For hundreds of our academics and students who left their homes in this way, it has been their final departure. What came back to their homes was their remaining organs and their carnage.

At the centre of the capital, on March 28, 2013, mortar shells attacked the campus of Damascus University where I work and study. The shells killed dozens of our students, and wounded dozens of others. The same tragedy happened at University of Aleppo, where some rockets hit the campus. At least two bombings left more than 80 people – mostly students – dead. I don’t know whether they had said goodbye to their family before they left their homes, but I know they left us forever.

Happier times: Damascus University. Bryn Pinzgauer

I don’t know whether we should get used to this as “routine”, but the “routine” that I know we should get used to is the car bomb explosions, anywhere and anytime. We depend on our luck to survive, but may not have the same survival chances when faced with kidnapping, assassination, sniper shooting or even torture.

Dying for knowledge

Many of our scientists and scholars have been killed and many others were liquidated in different ways. Maybe it is the cost of knowledge. As a postgraduate student, that may be my fate, however, as a doctor, my fate may be more bitter.

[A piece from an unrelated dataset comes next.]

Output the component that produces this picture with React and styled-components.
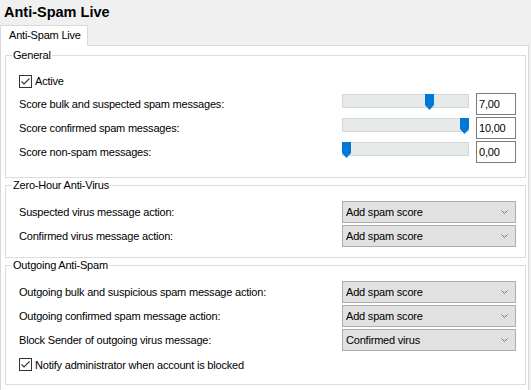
import styled, { createGlobalStyle } from 'styled-components'

const GlobalStyle = createGlobalStyle`
    html, body {
        margin: 0;
        padding: 0;
        background: #f0f0f0;
    }

    body {
        font-family: "Liberation Sans", Arial, sans-serif;
        font-size: 11px;
        letter-spacing: -0.2px;
        color: #000;
    }
`

const Window = styled.div`
    width: 531px;
    height: 390px;
    overflow: hidden;
    background: #f0f0f0;
`

const Title = styled.h1`
    margin: 0;
    height: 24px;
    padding-left: 4px;
    font-size: 14.5px;
    line-height: 24px;
    font-weight: bold;
    letter-spacing: 0;
`

const TabStrip = styled.div`
    display: flex;
    height: 21px;
    padding-top: 1px;
    box-sizing: border-box;
`

const Tab = styled.div`
    position: relative;
    z-index: 1;
    width: 88px;
    height: 21px;
    box-sizing: border-box;
    padding-left: 8px;
    border: 1px solid #d9d9d9;
    border-bottom: none;
    background: #fff;
    line-height: 19px;
`

const Panel = styled.div`
    margin-right: 2px;
    padding: 0 2px 8px 4px;
    border: 1px solid #d9d9d9;
    border-bottom: none;
    background: #fff;
    min-height: 345px;
`

const Group = styled.fieldset`
    margin: ${({ $top }) => $top}px 0 0 0;
    padding: 0;
    border: 1px solid #dcdcdc;
    min-width: 0;
`

const Legend = styled.legend`
    margin-left: 6px;
    padding: 0 1px;
    line-height: 14px;
`

const GroupBody = styled.div`
    display: flex;
    flex-direction: column;
    padding: ${({ $top }) => $top}px 9px ${({ $bottom }) => $bottom}px 13px;
`

const Row = styled.div`
    display: flex;
    align-items: center;
    height: ${({ $h }) => $h || 24}px;
`

const Label = styled.span`
    flex: 1;
    white-space: nowrap;
`

const CheckLabel = styled.label`
    display: flex;
    align-items: center;
    gap: 3px;
`

const Box = styled.span`
    display: flex;
    width: 13px;
    height: 13px;
    box-sizing: border-box;
    border: 1px solid #333;
    background: #fff;
`

const Track = styled.div`
    position: relative;
    align-self: flex-start;
    margin-top: 2px;
    width: 127px;
    height: 14px;
    box-sizing: border-box;
    border: 1px solid #d6d6d6;
    background: #e7eaea;
`

const Thumb = styled.svg`
    position: absolute;
    top: -1px;
    width: 9px;
    height: 16px;
`

const NumberBox = styled.div`
    margin-left: 7px;
    width: 40px;
    height: 22px;
    box-sizing: border-box;
    padding-left: 2px;
    border: 1px solid #7a7a7a;
    background: #fff;
    line-height: 20px;
`

const Select = styled.div`
    display: flex;
    align-items: center;
    justify-content: space-between;
    width: 174px;
    height: 22px;
    box-sizing: border-box;
    padding: 0 7px 0 3px;
    border: 1px solid #adadad;
    background: #e1e1e1;
`

function Checkbox({ children }) {
    return (
        <CheckLabel>
            <Box>
                <svg width='11' height='11' viewBox='0 0 11 11'>
                    <polyline points='1.5,5.5 4,8 9.5,2.5' fill='none' stroke='#333' strokeWidth='1.1' />
                </svg>
            </Box>
            {children}
        </CheckLabel>
    )
}

function Slider({ value, max }) {
    const left = Math.round((value / max) * 118)
    return (
        <Track>
            <Thumb style={{ left: left - 1 }} viewBox='0 0 9 16'>
                <polygon points='0,0 9,0 9,11 4.5,16 0,11' fill='#0078d7' />
            </Thumb>
        </Track>
    )
}

function Dropdown({ value }) {
    return (
        <Select>
            <span>{value}</span>
            <svg width='7' height='4' viewBox='0 0 7 4'>
                <polyline points='0.5,0.5 3.5,3.5 6.5,0.5' fill='none' stroke='#666' strokeWidth='0.9' />
            </svg>
        </Select>
    )
}

const scores = [
    { txt: 'Score bulk and suspected spam messages:', value: 7 },
    { txt: 'Score confirmed spam messages:', value: 10 },
    { txt: 'Score non-spam messages:', value: 0 },
]

const outgoing = [
    { txt: 'Outgoing bulk and suspicious spam message action:', value: 'Add spam score' },
    { txt: 'Outgoing confirmed spam message action:', value: 'Add spam score' },
    { txt: 'Block Sender of outgoing virus message:', value: 'Confirmed virus' },
]

function App() {
    return (
        <Window>
            <GlobalStyle />
            <Title>Anti-Spam Live</Title>
            <TabStrip>
                <Tab>Anti-Spam Live</Tab>
            </TabStrip>
            <Panel>
                <Group $top={2}>
                    <Legend>General</Legend>
                    <GroupBody $top={8} $bottom={13}>
                        <Row $h={22}>
                            <Checkbox>Active</Checkbox>
                        </Row>
                        {scores.map((s) => (
                            <Row key={s.txt}>
                                <Label>{s.txt}</Label>
                                <Slider value={s.value} max={10} />
                                <NumberBox>{s.value.toFixed(2).replace('.', ',')}</NumberBox>
                            </Row>
                        ))}
                    </GroupBody>
                </Group>

                <Group $top={0}>
                    <Legend>Zero-Hour Anti-Virus</Legend>
                    <GroupBody $top={8} $bottom={9}>
                        <Row>
                            <Label>Suspected virus message action:</Label>
                            <Dropdown value='Add spam score' />
                        </Row>
                        <Row>
                            <Label>Confirmed virus message action:</Label>
                            <Dropdown value='Add spam score' />
                        </Row>
                    </GroupBody>
                </Group>

                <Group $top={0}>
                    <Legend>Outgoing Anti-Spam</Legend>
                    <GroupBody $top={8} $bottom={7}>
                        {outgoing.map((o) => (
                            <Row key={o.txt}>
                                <Label>{o.txt}</Label>
                                <Dropdown value={o.value} />
                            </Row>
                        ))}
                        <Row $h={25}>
                            <Checkbox>Notify administrator when account is blocked</Checkbox>
                        </Row>
                    </GroupBody>
                </Group>
            </Panel>
        </Window>
    )
}

export default App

Since I was a child, my lifelong dream was to become a world-ranked doctor who always does his best to improve the quality of life of his patients. My lifelong dream was my stimulus to be always a top student in my class. However today, my lifelong dream is the stimulus to kill me.

Here, in what was the most peaceful place in the world, my guilt is that “I am a doctor”. It has become the “right” of the armed groups to kill us, because we are doctors. This is our luck. This is what we should learn on daily basis. Moreover, if a doctor is being killed by a gunshot, believe me, it’s good luck. Many others have been tortured to death and yet others maimed.

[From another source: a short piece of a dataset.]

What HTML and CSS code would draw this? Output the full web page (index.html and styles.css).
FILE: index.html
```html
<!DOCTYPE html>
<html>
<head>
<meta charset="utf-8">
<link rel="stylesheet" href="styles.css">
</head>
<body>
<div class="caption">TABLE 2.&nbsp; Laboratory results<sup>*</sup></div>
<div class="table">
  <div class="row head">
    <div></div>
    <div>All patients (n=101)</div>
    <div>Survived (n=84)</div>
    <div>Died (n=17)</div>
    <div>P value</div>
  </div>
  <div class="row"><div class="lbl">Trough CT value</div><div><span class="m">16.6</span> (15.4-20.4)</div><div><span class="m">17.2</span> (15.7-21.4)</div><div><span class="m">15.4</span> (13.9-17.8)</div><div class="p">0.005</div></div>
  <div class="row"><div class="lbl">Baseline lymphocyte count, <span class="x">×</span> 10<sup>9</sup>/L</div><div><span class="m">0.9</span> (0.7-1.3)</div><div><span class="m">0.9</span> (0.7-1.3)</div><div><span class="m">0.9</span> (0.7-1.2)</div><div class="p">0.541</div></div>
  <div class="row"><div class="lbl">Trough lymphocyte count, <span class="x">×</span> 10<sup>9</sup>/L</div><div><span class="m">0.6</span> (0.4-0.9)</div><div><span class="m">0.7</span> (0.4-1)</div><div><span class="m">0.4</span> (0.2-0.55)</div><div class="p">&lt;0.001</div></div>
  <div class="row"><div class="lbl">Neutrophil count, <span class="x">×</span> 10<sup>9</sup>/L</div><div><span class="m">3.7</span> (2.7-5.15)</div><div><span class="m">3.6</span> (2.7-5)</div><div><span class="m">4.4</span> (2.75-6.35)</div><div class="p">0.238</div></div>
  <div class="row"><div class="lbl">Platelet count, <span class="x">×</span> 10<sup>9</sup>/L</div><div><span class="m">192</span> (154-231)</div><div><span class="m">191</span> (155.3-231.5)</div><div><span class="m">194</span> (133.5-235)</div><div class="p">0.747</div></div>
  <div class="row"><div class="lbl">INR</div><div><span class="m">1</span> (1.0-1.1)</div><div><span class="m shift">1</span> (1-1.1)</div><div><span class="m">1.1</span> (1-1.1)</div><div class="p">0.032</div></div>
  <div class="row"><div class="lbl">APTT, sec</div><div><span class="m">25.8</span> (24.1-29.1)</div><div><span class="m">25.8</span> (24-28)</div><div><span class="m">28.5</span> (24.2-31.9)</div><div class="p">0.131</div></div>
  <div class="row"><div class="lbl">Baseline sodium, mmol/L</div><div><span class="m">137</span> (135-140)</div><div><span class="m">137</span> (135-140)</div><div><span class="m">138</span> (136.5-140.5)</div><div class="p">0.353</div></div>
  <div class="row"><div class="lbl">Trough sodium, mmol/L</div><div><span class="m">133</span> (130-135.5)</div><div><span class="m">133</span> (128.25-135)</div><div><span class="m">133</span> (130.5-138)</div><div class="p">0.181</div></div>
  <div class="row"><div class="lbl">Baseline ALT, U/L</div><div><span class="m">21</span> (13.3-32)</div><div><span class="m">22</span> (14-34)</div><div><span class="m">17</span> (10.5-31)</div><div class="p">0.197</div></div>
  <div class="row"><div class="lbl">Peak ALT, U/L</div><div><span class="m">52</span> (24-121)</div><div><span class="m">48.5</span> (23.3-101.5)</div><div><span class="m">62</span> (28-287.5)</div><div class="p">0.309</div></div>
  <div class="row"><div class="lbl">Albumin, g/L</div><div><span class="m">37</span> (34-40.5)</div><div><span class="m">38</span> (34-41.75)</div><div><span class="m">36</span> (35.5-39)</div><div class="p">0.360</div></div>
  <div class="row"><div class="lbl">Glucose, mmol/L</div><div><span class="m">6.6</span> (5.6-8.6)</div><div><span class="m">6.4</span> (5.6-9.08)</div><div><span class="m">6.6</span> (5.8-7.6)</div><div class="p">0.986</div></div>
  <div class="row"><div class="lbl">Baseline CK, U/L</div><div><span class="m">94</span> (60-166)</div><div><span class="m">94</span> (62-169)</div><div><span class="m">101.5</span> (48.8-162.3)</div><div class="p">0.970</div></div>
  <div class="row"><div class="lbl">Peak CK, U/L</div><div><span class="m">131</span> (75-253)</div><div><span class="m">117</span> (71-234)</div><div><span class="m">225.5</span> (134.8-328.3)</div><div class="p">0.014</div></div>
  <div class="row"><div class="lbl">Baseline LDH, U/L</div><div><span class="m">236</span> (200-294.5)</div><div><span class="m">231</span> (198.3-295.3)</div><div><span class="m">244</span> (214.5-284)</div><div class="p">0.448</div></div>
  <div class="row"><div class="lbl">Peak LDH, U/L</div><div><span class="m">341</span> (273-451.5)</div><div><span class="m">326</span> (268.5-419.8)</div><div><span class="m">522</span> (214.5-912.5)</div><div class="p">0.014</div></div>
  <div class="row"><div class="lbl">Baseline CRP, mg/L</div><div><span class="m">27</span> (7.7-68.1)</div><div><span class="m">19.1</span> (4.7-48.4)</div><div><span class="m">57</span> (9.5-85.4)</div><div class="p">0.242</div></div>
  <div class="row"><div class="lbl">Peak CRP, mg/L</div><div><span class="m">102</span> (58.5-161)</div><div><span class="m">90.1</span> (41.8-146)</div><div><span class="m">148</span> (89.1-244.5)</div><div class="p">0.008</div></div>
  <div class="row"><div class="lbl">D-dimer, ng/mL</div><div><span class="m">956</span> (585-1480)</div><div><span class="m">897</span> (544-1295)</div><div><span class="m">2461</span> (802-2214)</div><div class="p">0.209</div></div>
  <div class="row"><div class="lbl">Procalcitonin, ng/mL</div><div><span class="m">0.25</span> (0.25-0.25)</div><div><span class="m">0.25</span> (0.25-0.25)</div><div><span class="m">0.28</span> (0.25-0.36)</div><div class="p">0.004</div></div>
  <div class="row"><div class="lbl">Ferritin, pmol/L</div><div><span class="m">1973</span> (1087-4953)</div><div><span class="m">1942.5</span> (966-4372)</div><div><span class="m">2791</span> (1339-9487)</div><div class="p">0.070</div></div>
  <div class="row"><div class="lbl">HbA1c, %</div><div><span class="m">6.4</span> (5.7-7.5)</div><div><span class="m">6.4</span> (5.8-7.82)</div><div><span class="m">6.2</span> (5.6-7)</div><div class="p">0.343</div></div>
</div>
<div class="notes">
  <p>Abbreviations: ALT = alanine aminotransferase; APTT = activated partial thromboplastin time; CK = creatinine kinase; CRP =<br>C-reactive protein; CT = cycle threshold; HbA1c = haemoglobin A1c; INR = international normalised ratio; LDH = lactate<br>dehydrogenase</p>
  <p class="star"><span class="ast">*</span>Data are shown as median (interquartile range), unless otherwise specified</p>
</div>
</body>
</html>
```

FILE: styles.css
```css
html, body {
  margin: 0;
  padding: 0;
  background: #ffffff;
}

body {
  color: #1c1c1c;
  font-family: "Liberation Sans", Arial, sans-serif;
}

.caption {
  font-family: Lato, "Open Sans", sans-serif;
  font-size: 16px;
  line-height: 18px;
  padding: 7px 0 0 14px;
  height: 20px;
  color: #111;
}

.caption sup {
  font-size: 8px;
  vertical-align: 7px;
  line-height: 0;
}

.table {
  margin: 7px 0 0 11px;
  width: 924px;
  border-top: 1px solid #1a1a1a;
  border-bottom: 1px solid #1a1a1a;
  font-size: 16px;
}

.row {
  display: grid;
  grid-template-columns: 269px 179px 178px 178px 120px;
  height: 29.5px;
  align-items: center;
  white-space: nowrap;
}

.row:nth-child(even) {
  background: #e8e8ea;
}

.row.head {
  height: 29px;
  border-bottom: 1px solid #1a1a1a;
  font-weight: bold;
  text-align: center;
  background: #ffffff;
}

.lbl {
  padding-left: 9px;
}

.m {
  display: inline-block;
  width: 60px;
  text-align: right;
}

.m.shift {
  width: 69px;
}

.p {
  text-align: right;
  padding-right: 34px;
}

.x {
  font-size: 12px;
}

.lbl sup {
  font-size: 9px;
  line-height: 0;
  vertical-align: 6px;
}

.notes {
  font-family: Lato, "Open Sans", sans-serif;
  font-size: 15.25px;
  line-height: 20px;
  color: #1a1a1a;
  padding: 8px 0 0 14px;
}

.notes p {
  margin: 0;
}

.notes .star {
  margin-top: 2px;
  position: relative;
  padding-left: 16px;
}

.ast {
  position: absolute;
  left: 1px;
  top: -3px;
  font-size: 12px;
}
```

I don’t know what your feelings would be when you realise that one of your colleagues has been killed in this way. I don’t know what your feelings would be when you hear this on a daily basis. As a Syrian doctor, my luck is to live where the law of the jungle is becoming the dominant law.

At the time of writing this message to the world, I have survived several murder attempts when going to work my nightshift at Damascus University Hospital. I think “luck” is playing a role at the moment. I am not sure whether luck is still at my side. Sometimes, I think I survive because of my noble duties serving patients.

I am not sure I became a military target because of “myself”, but I am sure I became a military target because of my sacred duties as a doctor. I believe they want to destroy our community infrastructures; the medical, the academic and the educational ones. I am saying this because I am not the only one. Many of my colleagues have received threatening letters to stop going to hospitals. Whatever the cost, our priority is always to serve the patients, even at the expense of our survival.

When will my turn come?

Every morning, when I go to my work I ask myself the same question. I go to the hospital every day as a doctor who does his best to save the life of victims of Syria crisis. Should I await the day when I go there as a lifeless body - a victim of the same conflict?

Yes, I would like to leave my country, but not because of I am afraid or fearful, at all. My aspiration is to get further medical expertise in order to contribute more effectively to medical services in my own country, where my patients eagerly await me. My country is in need. No one is helping and we are dying.

Now, I feel that no one cares about Syria. All organisations I have contacted have apologised in one way or another. Others when they realised the tragedy in which we live, they did not send any reply. Maybe they felt ashamed to send me a negative response.

I have never felt so helpless and hopeless as when I imagine my educational future being destroyed before my very eyes. For me, education is the essence of my life, even more than air, water and food.

Because I am still alive, I can ask for help. Today, I knock on the door of CARA, my last hope. To whom it may concern, to anyone, hear my words.